— begin SOURCE MATERIAL —

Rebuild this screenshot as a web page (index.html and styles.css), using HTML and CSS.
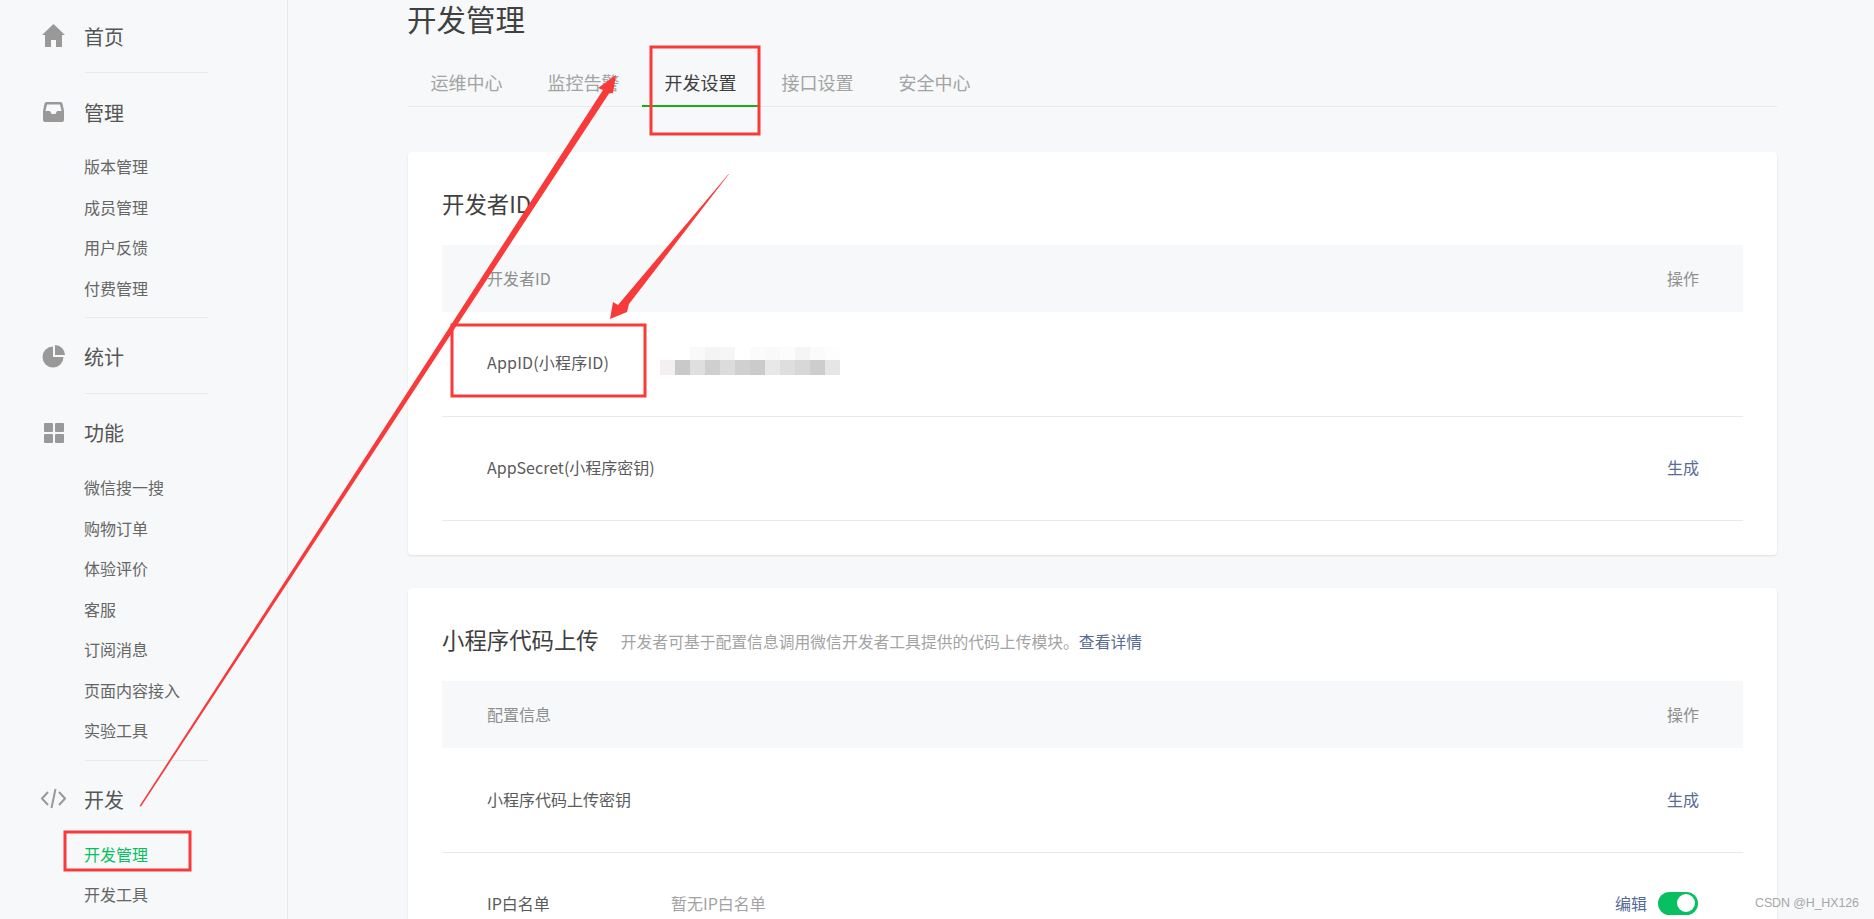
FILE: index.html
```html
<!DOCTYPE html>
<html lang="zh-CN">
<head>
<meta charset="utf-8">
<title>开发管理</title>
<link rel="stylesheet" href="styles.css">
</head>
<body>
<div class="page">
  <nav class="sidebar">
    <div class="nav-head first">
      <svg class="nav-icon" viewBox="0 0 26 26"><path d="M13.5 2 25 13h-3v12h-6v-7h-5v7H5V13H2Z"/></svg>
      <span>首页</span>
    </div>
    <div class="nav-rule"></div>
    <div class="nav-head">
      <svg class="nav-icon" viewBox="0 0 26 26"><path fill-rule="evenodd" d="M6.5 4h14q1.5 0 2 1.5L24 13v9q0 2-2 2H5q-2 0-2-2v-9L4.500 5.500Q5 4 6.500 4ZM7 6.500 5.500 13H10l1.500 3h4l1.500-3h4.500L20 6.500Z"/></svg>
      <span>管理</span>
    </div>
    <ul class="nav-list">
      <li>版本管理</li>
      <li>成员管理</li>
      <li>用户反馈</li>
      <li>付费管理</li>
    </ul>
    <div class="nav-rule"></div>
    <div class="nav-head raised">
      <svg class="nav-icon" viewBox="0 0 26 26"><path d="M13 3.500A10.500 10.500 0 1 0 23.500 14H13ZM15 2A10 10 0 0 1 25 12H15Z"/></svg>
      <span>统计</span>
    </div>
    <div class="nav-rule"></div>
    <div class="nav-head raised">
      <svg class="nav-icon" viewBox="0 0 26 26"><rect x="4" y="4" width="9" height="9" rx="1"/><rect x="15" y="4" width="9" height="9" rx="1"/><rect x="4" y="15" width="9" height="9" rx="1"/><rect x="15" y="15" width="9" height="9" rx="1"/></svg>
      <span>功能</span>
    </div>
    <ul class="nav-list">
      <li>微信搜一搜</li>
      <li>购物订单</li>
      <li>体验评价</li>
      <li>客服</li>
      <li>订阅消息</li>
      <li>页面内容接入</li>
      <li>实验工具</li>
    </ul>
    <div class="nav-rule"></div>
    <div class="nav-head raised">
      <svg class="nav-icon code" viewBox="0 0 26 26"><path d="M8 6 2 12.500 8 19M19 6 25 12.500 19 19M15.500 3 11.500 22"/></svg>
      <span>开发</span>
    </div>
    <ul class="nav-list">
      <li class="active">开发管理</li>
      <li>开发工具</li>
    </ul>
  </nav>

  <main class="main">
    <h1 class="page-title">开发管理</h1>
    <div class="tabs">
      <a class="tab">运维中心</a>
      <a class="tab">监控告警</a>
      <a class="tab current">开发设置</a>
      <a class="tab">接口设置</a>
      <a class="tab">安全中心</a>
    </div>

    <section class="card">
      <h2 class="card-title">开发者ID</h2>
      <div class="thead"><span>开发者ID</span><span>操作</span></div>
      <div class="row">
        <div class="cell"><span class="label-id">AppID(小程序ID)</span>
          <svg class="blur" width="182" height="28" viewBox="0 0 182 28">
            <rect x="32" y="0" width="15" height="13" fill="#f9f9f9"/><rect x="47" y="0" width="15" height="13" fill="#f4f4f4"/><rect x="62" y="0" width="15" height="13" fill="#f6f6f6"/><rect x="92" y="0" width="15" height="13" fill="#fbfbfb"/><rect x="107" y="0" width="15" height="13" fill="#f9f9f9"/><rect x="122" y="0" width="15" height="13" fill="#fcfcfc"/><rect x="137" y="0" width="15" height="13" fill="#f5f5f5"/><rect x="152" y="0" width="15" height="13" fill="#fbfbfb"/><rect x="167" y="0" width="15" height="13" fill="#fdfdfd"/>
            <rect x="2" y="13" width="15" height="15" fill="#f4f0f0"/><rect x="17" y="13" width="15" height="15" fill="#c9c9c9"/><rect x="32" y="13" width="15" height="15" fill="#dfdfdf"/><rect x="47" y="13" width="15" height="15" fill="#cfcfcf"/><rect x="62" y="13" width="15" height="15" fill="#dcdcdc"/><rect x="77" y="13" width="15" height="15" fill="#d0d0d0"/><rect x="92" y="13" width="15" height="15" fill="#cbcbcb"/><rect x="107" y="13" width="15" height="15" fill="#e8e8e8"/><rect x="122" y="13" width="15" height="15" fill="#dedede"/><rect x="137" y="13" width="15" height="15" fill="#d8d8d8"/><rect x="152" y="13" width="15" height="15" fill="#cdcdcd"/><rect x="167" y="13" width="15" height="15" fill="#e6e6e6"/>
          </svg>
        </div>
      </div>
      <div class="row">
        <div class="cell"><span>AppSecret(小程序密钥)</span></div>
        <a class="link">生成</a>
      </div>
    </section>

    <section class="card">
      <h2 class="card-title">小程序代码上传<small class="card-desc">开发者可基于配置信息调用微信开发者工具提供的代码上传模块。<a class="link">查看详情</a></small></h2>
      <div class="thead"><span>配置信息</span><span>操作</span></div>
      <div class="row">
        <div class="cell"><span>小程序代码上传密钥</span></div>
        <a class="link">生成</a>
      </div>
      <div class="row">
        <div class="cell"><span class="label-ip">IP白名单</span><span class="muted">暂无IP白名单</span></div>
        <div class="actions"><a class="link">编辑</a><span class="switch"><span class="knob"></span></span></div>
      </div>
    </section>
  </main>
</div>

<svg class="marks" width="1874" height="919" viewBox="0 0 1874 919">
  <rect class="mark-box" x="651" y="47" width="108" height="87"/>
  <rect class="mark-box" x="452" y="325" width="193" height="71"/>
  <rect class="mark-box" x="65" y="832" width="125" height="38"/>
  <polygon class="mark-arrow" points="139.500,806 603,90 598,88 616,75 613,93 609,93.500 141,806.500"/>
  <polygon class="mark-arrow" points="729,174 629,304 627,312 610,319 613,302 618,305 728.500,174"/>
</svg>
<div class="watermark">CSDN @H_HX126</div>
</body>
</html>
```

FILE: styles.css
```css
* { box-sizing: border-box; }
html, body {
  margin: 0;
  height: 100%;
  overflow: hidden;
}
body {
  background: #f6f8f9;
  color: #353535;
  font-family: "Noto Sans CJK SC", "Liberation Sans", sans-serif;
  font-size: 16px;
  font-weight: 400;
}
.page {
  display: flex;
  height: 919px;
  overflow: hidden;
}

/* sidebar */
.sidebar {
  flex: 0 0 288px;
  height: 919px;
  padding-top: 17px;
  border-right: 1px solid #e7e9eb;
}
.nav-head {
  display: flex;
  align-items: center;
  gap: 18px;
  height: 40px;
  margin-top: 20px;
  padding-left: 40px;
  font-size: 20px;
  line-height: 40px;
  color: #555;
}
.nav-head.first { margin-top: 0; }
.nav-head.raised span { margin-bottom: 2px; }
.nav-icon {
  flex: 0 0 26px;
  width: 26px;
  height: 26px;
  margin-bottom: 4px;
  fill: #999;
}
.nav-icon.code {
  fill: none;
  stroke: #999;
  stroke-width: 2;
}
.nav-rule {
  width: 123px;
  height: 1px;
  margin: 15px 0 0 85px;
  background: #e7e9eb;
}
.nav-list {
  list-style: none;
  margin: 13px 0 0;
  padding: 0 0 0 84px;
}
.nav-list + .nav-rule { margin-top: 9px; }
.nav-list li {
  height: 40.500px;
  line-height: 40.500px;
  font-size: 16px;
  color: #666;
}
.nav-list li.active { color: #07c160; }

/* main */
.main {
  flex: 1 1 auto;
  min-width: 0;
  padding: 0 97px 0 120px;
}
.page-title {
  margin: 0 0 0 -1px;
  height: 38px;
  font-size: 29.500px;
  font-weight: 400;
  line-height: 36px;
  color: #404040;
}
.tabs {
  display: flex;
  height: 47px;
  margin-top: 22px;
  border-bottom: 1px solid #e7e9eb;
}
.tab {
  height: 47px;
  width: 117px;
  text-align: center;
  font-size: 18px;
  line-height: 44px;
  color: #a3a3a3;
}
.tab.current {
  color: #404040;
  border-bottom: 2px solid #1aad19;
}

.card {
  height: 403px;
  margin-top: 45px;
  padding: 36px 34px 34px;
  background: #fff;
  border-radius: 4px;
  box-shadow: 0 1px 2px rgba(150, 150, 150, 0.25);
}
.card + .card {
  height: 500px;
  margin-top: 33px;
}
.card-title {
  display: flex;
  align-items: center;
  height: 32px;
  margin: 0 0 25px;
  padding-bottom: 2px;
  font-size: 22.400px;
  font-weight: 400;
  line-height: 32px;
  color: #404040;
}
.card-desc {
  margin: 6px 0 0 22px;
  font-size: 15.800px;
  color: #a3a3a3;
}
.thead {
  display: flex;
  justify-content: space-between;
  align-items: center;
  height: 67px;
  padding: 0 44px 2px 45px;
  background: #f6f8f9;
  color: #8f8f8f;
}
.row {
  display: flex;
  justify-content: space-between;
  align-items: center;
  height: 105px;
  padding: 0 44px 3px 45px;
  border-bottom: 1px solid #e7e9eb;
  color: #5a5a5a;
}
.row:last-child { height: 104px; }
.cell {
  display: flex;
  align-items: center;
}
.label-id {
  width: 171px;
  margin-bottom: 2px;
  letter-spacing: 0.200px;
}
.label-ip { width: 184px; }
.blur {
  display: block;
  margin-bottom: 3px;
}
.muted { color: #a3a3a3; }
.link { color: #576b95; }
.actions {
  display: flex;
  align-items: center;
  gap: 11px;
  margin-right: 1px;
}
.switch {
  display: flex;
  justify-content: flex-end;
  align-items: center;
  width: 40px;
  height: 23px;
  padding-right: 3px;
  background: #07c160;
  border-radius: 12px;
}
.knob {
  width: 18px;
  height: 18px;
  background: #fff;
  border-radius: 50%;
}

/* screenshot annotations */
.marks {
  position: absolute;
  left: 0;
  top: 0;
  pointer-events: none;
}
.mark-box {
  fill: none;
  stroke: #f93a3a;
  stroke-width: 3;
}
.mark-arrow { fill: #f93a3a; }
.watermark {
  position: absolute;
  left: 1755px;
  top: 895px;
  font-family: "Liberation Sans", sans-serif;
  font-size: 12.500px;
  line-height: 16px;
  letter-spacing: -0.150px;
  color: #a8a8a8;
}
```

— end SOURCE MATERIAL —

## [SHORT TASK]
Extract all lines from the material above that include the word "index".

## [SOLUTION FOR THIS PROBLEM]
Rebuild this screenshot as a web page (index.html and styles.css), using HTML and CSS.
FILE: index.html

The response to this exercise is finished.